Con dos pies derechos
Enrique Figuerola era (y lo sigue siendo) otro de los famosos, esta vez conocido, de la época. Un as de la velocidad en los 100 metros planos el ”Fígaro”, un orgullo para todos. Su boda fue en el Salón Aguiar poco tiempo después de haber logrado la plata en los Juegos Olímpicos de Tokio 1964 tras enconada lucha con el estadounidense Bob Hayes que finalizó con 10 segundos “flat” y él, 10: 2. Mi padre insistió en que debía conocerle y le partió hacia arriba a un hombre trajeado que fumaba cerca de un ascensor. Con todo el respeto le explicó que yo deseaba conocerlo, felicitarlo y estrecharle la mano. El tipo, sorprendido y sonriente, le aclaró que no era Figuerola, sino un pariente. Como por arte de magia llamó a otro que no estaba muy lejos y le dijo: “Enriquito, estas personas te quieren felicitar”. Figuerola nos invitó a la celebración pero ignoro por qué motivos no fuimos al festejo.
Mi padre tuvo que viajar a Bulgaria. Los búlgaros le estaban haciendo rechazo a nuestras conservas. Entre ellas, las rodajas de piña en almíbar o las tan solícitas barras de dulce de guayaba. Por un simple procedimiento ante la embajada cubana en Sofía se podía haber llegado a las causas de la inapetencia balcánica: muy azucaradas. De todas formas, el Ministro de la Industria Alimenticia optó por enviarlo para que pusiera pies en tierra de un país socialista y lo conociera de primera mano.
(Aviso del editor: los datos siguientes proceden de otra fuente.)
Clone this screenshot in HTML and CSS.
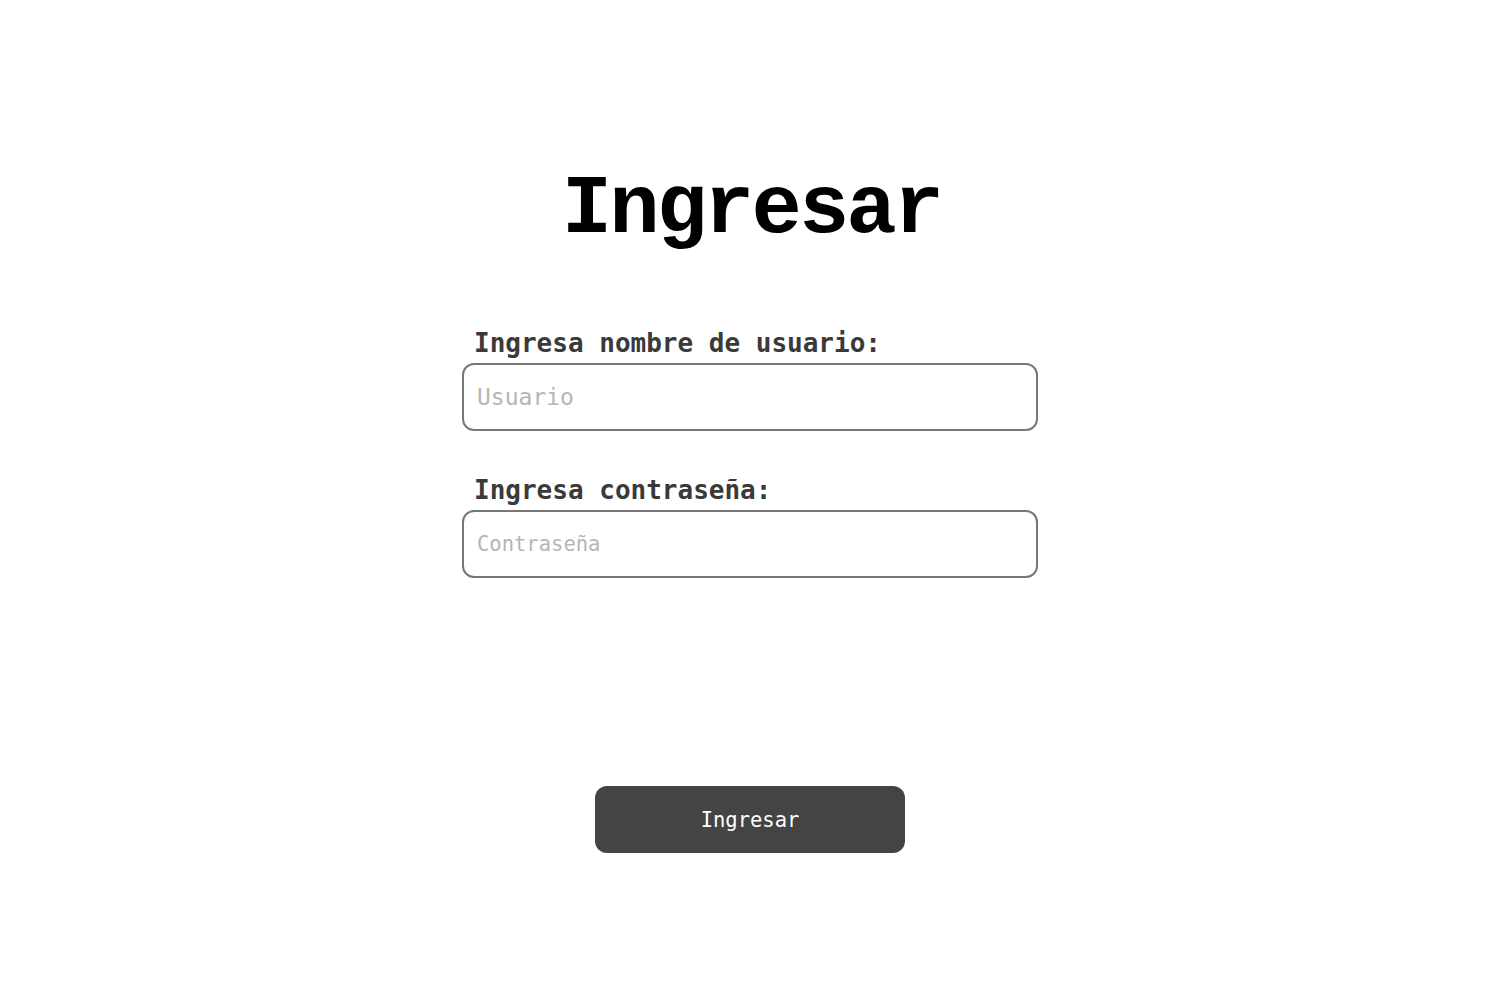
FILE: index.html
```html
<!DOCTYPE html>
<html lang="es">
<head>
<meta charset="utf-8">
<title>Ingresar</title>
<link rel="stylesheet" href="styles.css">
</head>
<body>
<main class="page">
  <h1 class="title">Ingresar</h1>
  <form class="form">
    <div class="field">
      <label class="label" for="user">Ingresa nombre de usuario:</label>
      <input class="input input-user" id="user" type="text" placeholder="Usuario">
    </div>
    <div class="field">
      <label class="label" for="pass">Ingresa contraseña:</label>
      <input class="input input-pass" id="pass" type="password" placeholder="Contraseña">
    </div>
    <button class="button" type="button">Ingresar</button>
  </form>
</main>
</body>
</html>
```

FILE: styles.css
```css
html, body {
  margin: 0;
  padding: 0;
  background: #ffffff;
}

.page {
  display: flex;
  flex-direction: column;
  align-items: center;
  padding-top: 160px;
}

.title {
  margin: 0;
  font-family: "Liberation Mono", "Courier New", monospace;
  font-weight: bold;
  font-size: 84px;
  letter-spacing: -3px;
  text-indent: 3px;
  line-height: 100px;
  color: #000;
}

.form {
  width: 576px;
  display: flex;
  flex-direction: column;
  align-items: center;
  margin-top: 67px;
}

.field {
  width: 100%;
  display: flex;
  flex-direction: column;
  margin-bottom: 43px;
}

.label {
  font-family: "DejaVu Sans Mono", monospace;
  font-weight: bold;
  font-size: 26px;
  line-height: 32px;
  color: #3a3a3a;
  padding-left: 12px;
  margin-bottom: 4px;
}

.input {
  box-sizing: border-box;
  width: 100%;
  height: 68px;
  border: 2px solid #777;
  border-radius: 12px;
  padding: 0 13px;
  font-family: "DejaVu Sans Mono", monospace;
  color: #222;
  outline: none;
  background: #fff;
}

.input-user { font-size: 23px; }
.input-pass { font-size: 20.5px; }

.input::placeholder {
  color: #b5b5b5;
}

.button {
  margin-top: 165px;
  width: 310px;
  height: 67px;
  border: none;
  border-radius: 12px;
  background: #444;
  color: #fff;
  font-family: "DejaVu Sans Mono", monospace;
  font-size: 20.5px;
}
```
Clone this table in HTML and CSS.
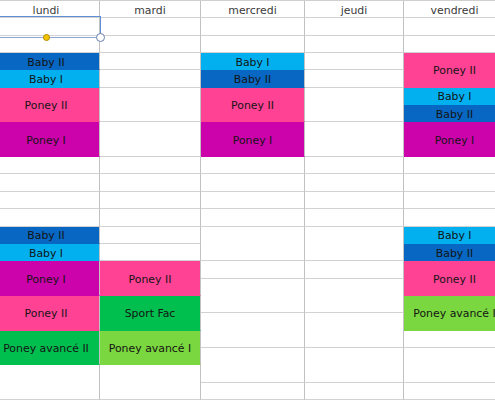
FILE: index.html
```html
<!DOCTYPE html>
<html lang="fr">
<head>
<meta charset="utf-8">
<title>Planning</title>
<link rel="stylesheet" href="styles.css">
</head>
<body>
<div class="sheet">
  <div class="grid">
    <div class="col">
      <div class="cell head">lundi</div>
      <div class="cell"></div><div class="cell"></div>
      <div class="cell dk">Baby II</div>
      <div class="cell lt">Baby I</div>
      <div class="cell s2 pk">Poney II</div>
      <div class="cell s2 mg">Poney I</div>
      <div class="cell"></div><div class="cell"></div><div class="cell"></div><div class="cell"></div>
      <div class="cell dk">Baby II</div>
      <div class="cell lt">Baby I</div>
      <div class="cell s2 mg">Poney I</div>
      <div class="cell s2 pk">Poney II</div>
      <div class="cell s2 gr">Poney avancé II</div>
      <div class="cell s2"></div>
    </div>
    <div class="col">
      <div class="cell head">mardi</div>
      <div class="cell"></div><div class="cell"></div>
      <div class="cell"></div><div class="cell"></div>
      <div class="cell s2"></div>
      <div class="cell s2"></div>
      <div class="cell"></div><div class="cell"></div><div class="cell"></div><div class="cell"></div>
      <div class="cell"></div><div class="cell"></div>
      <div class="cell s2 pk">Poney II</div>
      <div class="cell s2 gr">Sport Fac</div>
      <div class="cell s2 lg">Poney avancé I</div>
      <div class="cell s2"></div>
    </div>
    <div class="col">
      <div class="cell head">mercredi</div>
      <div class="cell"></div><div class="cell"></div>
      <div class="cell lt">Baby I</div>
      <div class="cell dk">Baby II</div>
      <div class="cell s2 pk">Poney II</div>
      <div class="cell s2 mg">Poney I</div>
      <div class="cell"></div><div class="cell"></div><div class="cell"></div><div class="cell"></div>
      <div class="cell s2"></div>
      <div class="cell"></div>
      <div class="cell s2"></div>
      <div class="cell s2"></div>
      <div class="cell s2"></div>
      <div class="cell"></div>
    </div>
    <div class="col">
      <div class="cell head">jeudi</div>
      <div class="cell"></div><div class="cell"></div>
      <div class="cell"></div><div class="cell"></div>
      <div class="cell s2"></div>
      <div class="cell s2"></div>
      <div class="cell"></div><div class="cell"></div><div class="cell"></div><div class="cell"></div>
      <div class="cell s2"></div>
      <div class="cell"></div>
      <div class="cell s2"></div>
      <div class="cell s2"></div>
      <div class="cell s2"></div>
      <div class="cell"></div>
    </div>
    <div class="col">
      <div class="cell head">vendredi</div>
      <div class="cell"></div><div class="cell"></div>
      <div class="cell s2 pk">Poney II</div>
      <div class="cell lt">Baby I</div>
      <div class="cell dk">Baby II</div>
      <div class="cell s2 mg">Poney I</div>
      <div class="cell"></div><div class="cell"></div><div class="cell"></div><div class="cell"></div>
      <div class="cell lt">Baby I</div>
      <div class="cell dk">Baby II</div>
      <div class="cell s2 pk">Poney II</div>
      <div class="cell s2 lg">Poney avancé I</div>
      <div class="cell"></div>
      <div class="cell s2"></div>
      <div class="cell"></div>
    </div>
  </div>
  <div class="selection"></div>
  <div class="handle-fill"></div>
  <div class="handle-corner"></div>
</div>
</body>
</html>
```
FILE: styles.css
```css
* { box-sizing: border-box; }
html, body {
  margin: 0;
  padding: 0;
  background: #ffffff;
  overflow: hidden;
}
.sheet {
  position: relative;
  width: 495px;
  height: 400px;
  overflow: hidden;
  font-family: "DejaVu Sans", Verdana, sans-serif;
  font-size: 10.9px;
  color: #141414;
}
.grid {
  display: grid;
  grid-template-columns: 107px 101px 104px 99px 102px;
  margin-left: -7px;
  width: 513px;
  height: 400px;
  border-top: 1px solid #d0d0d0;
}
.col {
  display: grid;
  grid-template-rows: repeat(23, 1fr);
  min-height: 0;
}
.cell {
  display: flex;
  align-items: center;
  justify-content: center;
  white-space: nowrap;
  overflow: hidden;
  border-right: 1px solid #c2c2c2;
  border-bottom: 1px solid #d2d2d2;
  min-height: 0;
}
.s2 { grid-row: span 2; }
.head {
  color: #3a3a3a;
  padding-top: 2px;
}
.dk, .lt, .pk, .mg, .gr, .lg {
  border-bottom-color: transparent;
  padding-top: 2px;
}
.dk { background: #0867c3; }
.lt { background: #02b0f0; }
.pk { background: #ff4294; }
.mg { background: #cc02ab; }
.gr { background: #00bf4f; }
.lg { background: #7bd73f; }

.selection {
  position: absolute;
  left: -10px;
  top: 16px;
  width: 111px;
  height: 22px;
  border: 1px solid #5d8fd8;
  border-bottom-color: #8fa7d3;
}
.handle-fill {
  position: absolute;
  left: 43px;
  top: 34px;
  width: 7px;
  height: 7px;
  border-radius: 50%;
  background: #f3c400;
  border: 1px solid #b28a00;
}
.handle-corner {
  position: absolute;
  left: 96px;
  top: 33px;
  width: 9px;
  height: 9px;
  border-radius: 50%;
  background: #ffffff;
  border: 1.5px solid #6a7fae;
}
```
De allá trajo esos extractos de perfumes de rosas para mi madre que venían en el interior de unas piezas de madera que simulaban algo parecido a las torres del Kremlin moscovita, unos collares y un par de tenis que por inexperiencia de cómo vendían los búlgaros, resultaron dos pies derechos. Poco tiempo después fueron robados de la habitación un collar y un perfume de rosas. Parece que el amigo o la amiga de lo ajeno entendían de zapatos porque mis tenis permanecieron intactos. Hay que apuntar que tal eran las necesidades que no pocas veces caminaba y corría con dificultad por pasillos, salones y jardines con dos pies derechos.
Mi último recuerdo que conservo por su valor (otros se han borrado del “disco duro” cerebral) fue el del 11 de septiembre de 2001 cuando volaron las Torres Gemelas del World Trade Center. Estaba en un desayuno de trabajo cuando recibí una llamada de un colega en Estados Unidos que deseaba conocer mis impresiones sobre aquella barbaridad. Salí a los jardines, miré hacia la antigua habitación para exponerle mis ideas.
De todas las remembranzas, la única que siempre me acompaña cada vez que debo visitar el hotel, es ese sonido insistente de una vaina de obús convocando a la llamada “posición uno” en términos militares, mientras a mi alrededor, cerveza, mojito o Cuba libre en mano, los turistas disfrutan de sus jardines, soportales, terrazas y el inigualable paisaje de uno de los paseos marítimos más bellos del mundo.